Looking after your joints in winter

10 January 2020

January is that time of year where Christmas cheer has been and gone, outside has become cold and wet and our joints start to feel a little more achy. Spire Elland physiotherapist Miss Dilly Shaw has some top tips to get you back to feeling yourself this winter. 

A condition called osteoarthritis is a chronic condition affecting the joints, mainly in those over the age of 45. It is where the cushioning cartilage, that normally provides a smooth surface for joints to glide, breaks down. This causes swelling, pain and problems moving the joint. Some people are symptom-free and some can be severely affected. While the changes are not necessarily reversible, the symptoms can most definitely be managed.

For physiotherapists, it is their job to get you moving and boost your wellbeing so here are our top tips for looking after your joints this winter:

  • Most importantly, it is best to keep moving. When your joints move, a lubricant called synovial fluid is created to help keep the movement smooth. Producing synovial fluid is the equivalent to oiling a creaky door. Exercise and movement are great to help stop those joints from getting stiff.
  • Heat helps muscles to relax by promoting blood flow to the area. A hot bath, heat pads and hot water bottles are great for helping to manage ‘jointy’ pain.
  • If you are finding movement difficult, then it is worth discussing pain-relief with your GP or pharmacist if you feel your pain is not well-controlled.
  • Remember to pace yourself. Many people’s joint pain flares up and down, especially with changes in temperature so ensure you listen to your body and plan your activity dependant on your symptoms. Move little and often if you have to.
  • Strengthen and stretch. Speak to a physiotherapist about some targeted exercises to help strengthen and lengthen the muscles around the joints, to take the load off the joint itself and hopefully alleviate pain. Improved strength helps with balance, power, endurance and everyday functioning. Remember, you can’t go wrong with getting strong.
  •  If you are returning to your normal exercise routine after a few weeks off, remember to be kind to yourself. Don’t expect to jump straight back in where you left off. You will likely need to start at 60-70% of what you were performing at before your Christmas break, particularly if you haven’t exercised since the beginning of December. It is worth taking more time for recovery in between to allow for an injury-free return.

How about pilates?

This is the perfect time of year to make some positive changes, beat the winter gloom and try something new. If you have made a promise to yourself to focus more on your wellbeing and address aches or pains then pilates could help you achieve your goals.

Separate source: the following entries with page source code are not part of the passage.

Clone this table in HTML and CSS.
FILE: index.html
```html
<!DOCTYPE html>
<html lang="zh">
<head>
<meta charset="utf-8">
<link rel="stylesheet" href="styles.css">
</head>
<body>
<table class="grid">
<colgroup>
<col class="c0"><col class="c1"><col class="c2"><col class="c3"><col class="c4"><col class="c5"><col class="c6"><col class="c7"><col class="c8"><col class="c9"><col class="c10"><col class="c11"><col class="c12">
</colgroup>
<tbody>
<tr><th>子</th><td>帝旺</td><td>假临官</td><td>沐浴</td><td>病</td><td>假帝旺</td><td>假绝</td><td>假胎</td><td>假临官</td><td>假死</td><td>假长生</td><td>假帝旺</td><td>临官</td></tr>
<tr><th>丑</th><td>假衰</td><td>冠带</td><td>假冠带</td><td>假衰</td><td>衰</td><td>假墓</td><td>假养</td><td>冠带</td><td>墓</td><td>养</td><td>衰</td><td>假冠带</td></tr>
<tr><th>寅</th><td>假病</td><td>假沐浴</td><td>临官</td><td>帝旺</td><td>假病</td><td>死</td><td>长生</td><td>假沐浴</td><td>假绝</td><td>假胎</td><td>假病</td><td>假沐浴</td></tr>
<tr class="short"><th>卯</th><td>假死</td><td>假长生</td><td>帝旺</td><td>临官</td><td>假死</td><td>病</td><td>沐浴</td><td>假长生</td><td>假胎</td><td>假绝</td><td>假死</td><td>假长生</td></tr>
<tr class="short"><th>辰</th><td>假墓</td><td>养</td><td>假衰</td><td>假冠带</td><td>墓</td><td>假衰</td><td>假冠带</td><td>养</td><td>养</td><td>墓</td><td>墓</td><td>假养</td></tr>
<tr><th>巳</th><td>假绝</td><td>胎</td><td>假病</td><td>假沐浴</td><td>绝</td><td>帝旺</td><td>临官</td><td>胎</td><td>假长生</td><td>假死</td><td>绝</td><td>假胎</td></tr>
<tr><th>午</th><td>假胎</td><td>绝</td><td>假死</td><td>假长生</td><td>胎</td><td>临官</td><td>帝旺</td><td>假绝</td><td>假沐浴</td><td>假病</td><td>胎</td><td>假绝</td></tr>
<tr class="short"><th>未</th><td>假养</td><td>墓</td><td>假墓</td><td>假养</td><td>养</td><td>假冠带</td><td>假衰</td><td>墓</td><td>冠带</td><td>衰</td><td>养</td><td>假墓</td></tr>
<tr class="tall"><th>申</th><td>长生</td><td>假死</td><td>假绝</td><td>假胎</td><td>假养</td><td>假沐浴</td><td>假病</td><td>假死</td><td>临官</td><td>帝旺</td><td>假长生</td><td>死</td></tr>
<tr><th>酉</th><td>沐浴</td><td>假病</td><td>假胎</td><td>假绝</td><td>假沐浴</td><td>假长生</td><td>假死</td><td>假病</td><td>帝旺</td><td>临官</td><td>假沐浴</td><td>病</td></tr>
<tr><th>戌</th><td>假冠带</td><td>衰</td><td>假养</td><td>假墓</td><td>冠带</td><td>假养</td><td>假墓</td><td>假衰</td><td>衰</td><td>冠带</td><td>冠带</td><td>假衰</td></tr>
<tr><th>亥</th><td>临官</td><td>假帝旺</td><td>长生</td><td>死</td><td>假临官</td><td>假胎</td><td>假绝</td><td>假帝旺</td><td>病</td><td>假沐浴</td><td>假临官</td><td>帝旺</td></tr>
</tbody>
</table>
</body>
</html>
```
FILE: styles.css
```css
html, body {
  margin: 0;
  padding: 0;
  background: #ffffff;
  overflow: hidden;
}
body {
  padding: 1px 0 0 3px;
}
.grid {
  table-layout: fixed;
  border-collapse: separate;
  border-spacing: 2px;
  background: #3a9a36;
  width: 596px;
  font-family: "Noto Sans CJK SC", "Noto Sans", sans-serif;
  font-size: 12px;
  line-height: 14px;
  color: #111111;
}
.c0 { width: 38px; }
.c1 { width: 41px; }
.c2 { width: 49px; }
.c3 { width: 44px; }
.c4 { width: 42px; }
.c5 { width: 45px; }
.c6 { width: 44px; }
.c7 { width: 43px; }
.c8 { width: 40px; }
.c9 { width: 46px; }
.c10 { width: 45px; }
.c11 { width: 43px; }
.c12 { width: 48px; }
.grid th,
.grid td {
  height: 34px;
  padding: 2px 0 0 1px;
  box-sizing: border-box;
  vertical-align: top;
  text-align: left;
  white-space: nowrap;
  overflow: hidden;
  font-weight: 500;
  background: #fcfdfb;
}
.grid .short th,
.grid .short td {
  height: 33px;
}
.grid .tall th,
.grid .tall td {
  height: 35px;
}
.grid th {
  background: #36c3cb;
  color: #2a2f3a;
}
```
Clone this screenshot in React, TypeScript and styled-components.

At Spire Elland Hospital, we offer small group classes, where the exercises are easily adapted to suit your needs and abilities. All classes are led by a chartered physiotherapist and use clinical principles to help strengthen your muscles and joints. While pilates focusses on strengthening the deep core muscles, it is also great for providing stability to all joints. It can help you to improve overall body alignment and enhance normal patterns of movement; helping to alleviate pain and make you feel good.